Incentive Fee A typical venture fund general partner receives incentive compensation based on success in producing investment profits. For most funds this is equal to 20% of the profits. So, if the general partner is moderately successful and doubles the size of the Capital under his management to $100 million, he would first return $50 million to his investors, then receive 20% of the $50 million profits, or $10 million. If a CAPCO manager is equally successful and doubles the size of the Capital available for investment to $100 million, he would be paid not only 100% of the $50 million in profits, but also 100% of the $50 million in base Capital, for a total of $100 million.

So, if a CAPCO manager does reasonably well, he earns ten times the amount earned by a private venture fund manager.

 
What happens if they both do poorly and only recover the original $50 million, with no profits? The private VC would earn no incentive fee. The CAPCO manager would still earn $50 million. By all counts, traditional venture fund general partners are very well paid. Yet, their chance at wealth depends on whether they produce for their investors.

In contrast, CAPCO managers may become immensely wealthy regardless of investment success.  
 
Incentive Compensation   Use Chart
 
Who Bears the Risk of CAPCO Investments? In a traditional seed or venture Capital partnership all the investors bear risk. A primary goal of sophisticated investors is to make sure the interests of the general partners and fund managers are aligned with the interests of the limited partners. Care is taken to ensure that the limited partners and the general partners always win together, or lose together. In contrast, in a typical CAPCO, the insurance companies bear no equity risk and only low credit risk. The CAPCO owners and managers also bear little risk, given the compensation paid to them in relation to the small amount they may invest Consequently, the insurance companies do not underwrite the investment skill of the CAPCO managers in the way a private investor would, but base their decisions to lend on the quality of the collateral and guarantee.

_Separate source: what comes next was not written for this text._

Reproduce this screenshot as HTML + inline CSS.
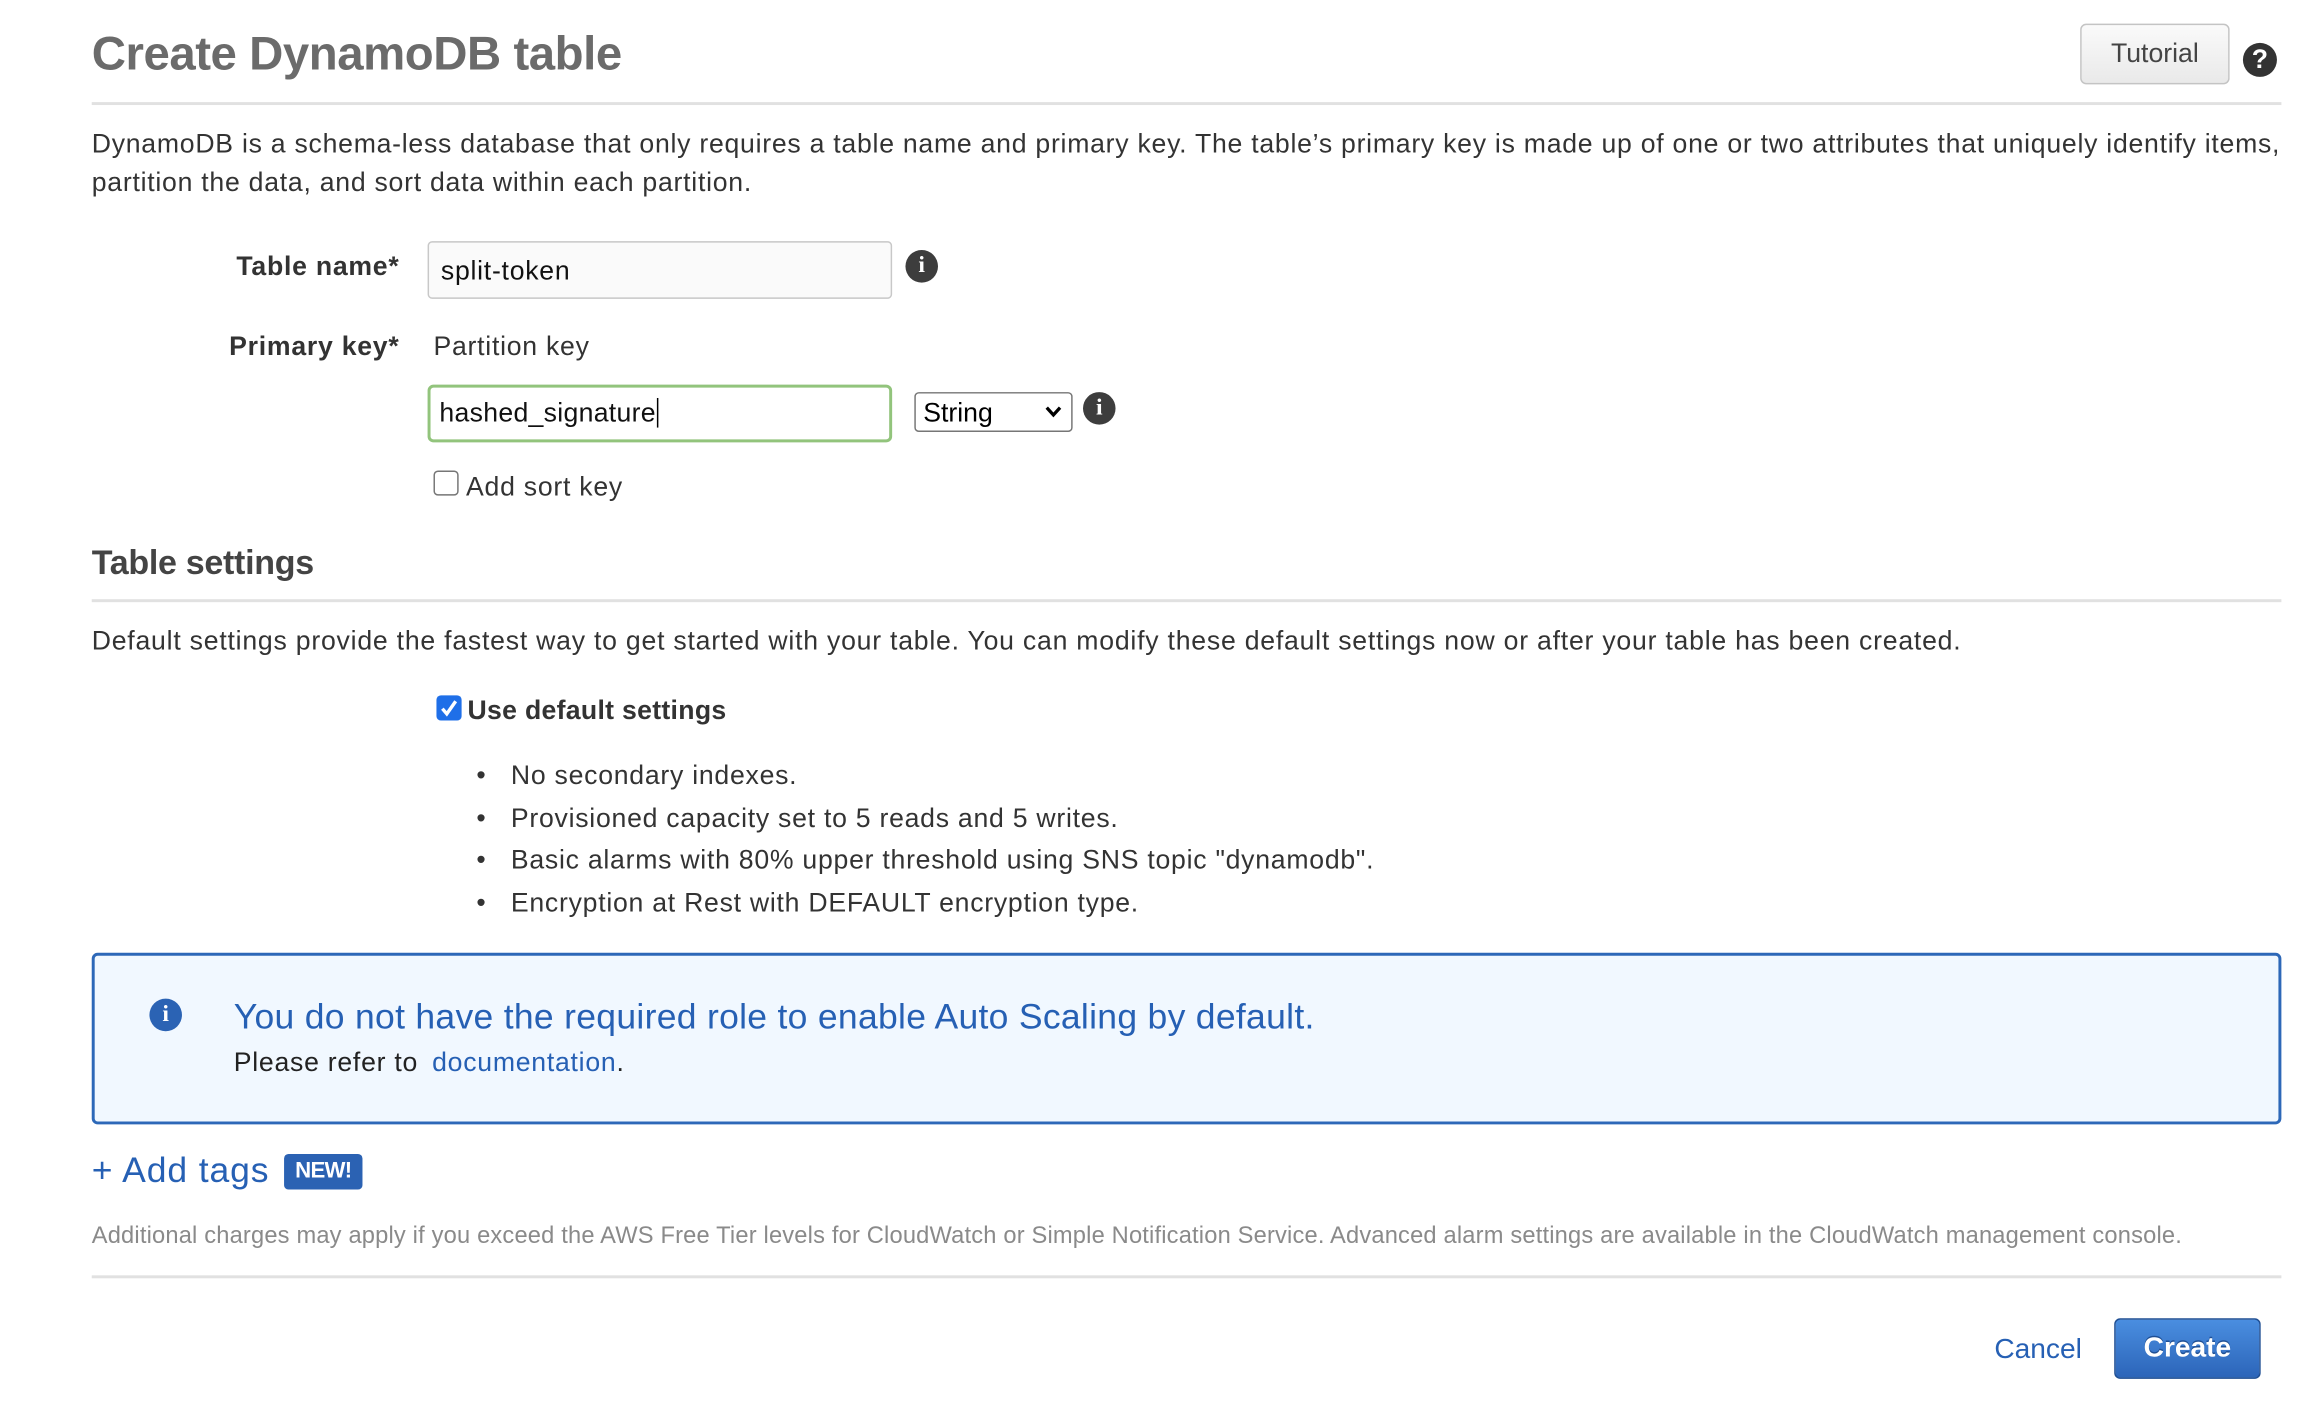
<!DOCTYPE html>
<html><head><meta charset="utf-8"><style>
html,body{margin:0;padding:0;background:#fff;width:2320px;height:1410px;overflow:hidden}
#w{position:absolute;left:0;top:0;width:1570px;height:953px;transform:scale(1.4795);transform-origin:0 0;font-family:"Liberation Sans",Arial,sans-serif;color:#333}
.a{position:absolute;white-space:nowrap;line-height:1}
.s{letter-spacing:0.5px}
.hr{position:absolute;left:62px;width:1480px;height:2px;background:#e1e1e1}
.info{position:absolute;width:22px;height:22px;border-radius:50%;background:#3d3d3d;color:#fff;font:bold 16px/22px "Liberation Serif",serif;text-align:center}
.cb{position:absolute;width:15px;height:15px;border:1px solid #767676;border-radius:3px;background:#fff}
</style></head><body><div id="w">
<div class="a" style="left:62px;top:20px;font-size:32px;color:#6b6b6b;font-weight:600;letter-spacing:-0.3px">Create DynamoDB table</div>
<div class="a" style="left:1406px;top:16px;width:99px;height:39px;border:1px solid #c4c4c4;border-radius:4px;background:linear-gradient(#fafafa,#e9e9e9);font-size:18px;text-align:center;line-height:39px;color:#444">Tutorial</div>
<div class="a" style="left:1516px;top:29px;width:23px;height:23px;border-radius:50%;background:#333;color:#fff;font:bold 18px/23px 'Liberation Sans',sans-serif;text-align:center">?</div>
<div class="hr" style="top:69px"></div>
<div class="a" style="left:62px;top:88px;font-size:18px;letter-spacing:0.5px">DynamoDB is a schema-less database that only requires a table name and primary key. The table’s primary key is made up of one or two attributes that uniquely identify items,</div>
<div class="a" style="left:62px;top:114px;font-size:18px;letter-spacing:0.5px">partition the data, and sort data within each partition.</div>

<div class="a s" style="right:1300px;top:171px;font-size:18px;font-weight:bold">Table name*</div>
<div class="a" style="left:289px;top:163px;width:314px;height:39px;border:1px solid #c8c8c8;border-radius:3px;background:#fafafa;box-sizing:border-box"></div>
<div class="a s" style="left:298px;top:174px;font-size:18px;color:#111">split-token</div>
<div class="info" style="left:612px;top:169px">i</div>

<div class="a s" style="right:1300px;top:225px;font-size:18px;font-weight:bold">Primary key*</div>
<div class="a s" style="left:293px;top:225px;font-size:18px">Partition key</div>
<div class="a" style="left:289px;top:260px;width:314px;height:39px;border:2px solid #92c47c;border-radius:4px;background:#fff;box-sizing:border-box"></div>
<div class="a" style="left:297px;top:270px;font-size:18px;color:#111;letter-spacing:0.2px">hashed_signature<span style="border-left:1px solid #000;margin-left:1px"></span></div>
<div class="a" style="left:618px;top:265px;width:107px;height:27px;border:1px solid #767676;border-radius:3px;box-sizing:border-box;background:#fff"></div>
<div class="a" style="left:624px;top:270px;font-size:18px;color:#000">String</div>
<svg class="a" style="left:706px;top:274px" width="12" height="9"><path d="M1.5 1.5 6 6.5 10.5 1.5" fill="none" stroke="#000" stroke-width="2.2"/></svg>
<div class="info" style="left:732px;top:265px">i</div>

<div class="cb" style="left:293px;top:318px"></div>
<div class="a s" style="left:315px;top:320px;font-size:18px">Add sort key</div>

<div class="a" style="left:62px;top:369px;font-size:23px;font-weight:bold;color:#444;letter-spacing:-0.2px">Table settings</div>
<div class="hr" style="top:405px"></div>
<div class="a" style="left:62px;top:424px;font-size:18px;letter-spacing:0.52px">Default settings provide the fastest way to get started with your table. You can modify these default settings now or after your table has been created.</div>

<div class="a" style="left:295px;top:470px;width:17px;height:17px;border-radius:3px;background:#1f6fe8"></div>
<svg class="a" style="left:297px;top:472px" width="13" height="13"><path d="M2 7 5 10.5 11 2" fill="none" stroke="#fff" stroke-width="2.3"/></svg>
<div class="a" style="left:316px;top:471px;font-size:18px;font-weight:bold;color:#333;letter-spacing:0.2px">Use default settings</div>

<div class="a s" style="left:322px;top:510px;font-size:18px;line-height:28.6px">
<div>•&nbsp;&nbsp; No secondary indexes.</div>
<div>•&nbsp;&nbsp; Provisioned capacity set to 5 reads and 5 writes.</div>
<div>•&nbsp;&nbsp; Basic alarms with 80% upper threshold using SNS topic "dynamodb".</div>
<div>•&nbsp;&nbsp; Encryption at Rest with DEFAULT encryption type.</div>
</div>

<div class="a" style="left:62px;top:644px;width:1480px;height:116px;box-sizing:border-box;border:2px solid #2d68b8;border-radius:4px;background:#f1f8ff"></div>
<div class="info" style="left:101px;top:675px;background:#2b63b4">i</div>
<div class="a" style="left:158px;top:676px;font-size:24px;color:#2660b4;letter-spacing:0.2px">You do not have the required role to enable Auto Scaling by default.</div>
<div class="a s" style="left:158px;top:709px;font-size:18px;color:#222">Please refer to <span style="color:#2660b4;margin-left:4px">documentation</span>.</div>

<div class="a" style="left:62px;top:780px;font-size:24px;color:#2660b4;letter-spacing:0.6px">+ Add tags</div>
<div class="a" style="left:192px;top:780px;width:53px;height:24px;background:#2b62b3;border-radius:3px;color:#fff;font-size:15px;font-weight:bold;line-height:24px;text-align:center;letter-spacing:-0.5px">NEW!</div>

<div class="a" style="left:62px;top:828px;font-size:16px;color:#8a8a8a;letter-spacing:0.12px">Additional charges may apply if you exceed the AWS Free Tier levels for CloudWatch or Simple Notification Service. Advanced alarm settings are available in the CloudWatch management console.</div>
<div class="hr" style="top:862px"></div>

<div class="a" style="left:1348px;top:903px;font-size:19px;color:#2660b4">Cancel</div>
<div class="a" style="left:1429px;top:891px;width:99px;height:41px;box-sizing:border-box;border:1px solid #1f4f94;border-radius:4px;background:linear-gradient(#4a8ee0,#2c65b9);color:#fff;font-size:19px;font-weight:bold;text-align:center;line-height:39px;text-shadow:0 -1px 0 #1f4f94">Create</div>
</div></body></html>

The equity risk in the CAPCO structure is borne almost entirely by the state. The state provides the tax credits, and, as a result, sacrifices future tax revenues. The tax credits make the guarantee possible, without which the insurance companies would not lend. Under any comparable scenario, an investor of this type would deserve equity compensation similar to or exceeding that received by the limited partners in a traditional venture fund.

Loophole was inserted to allow taking out artificial loans to inflate the value.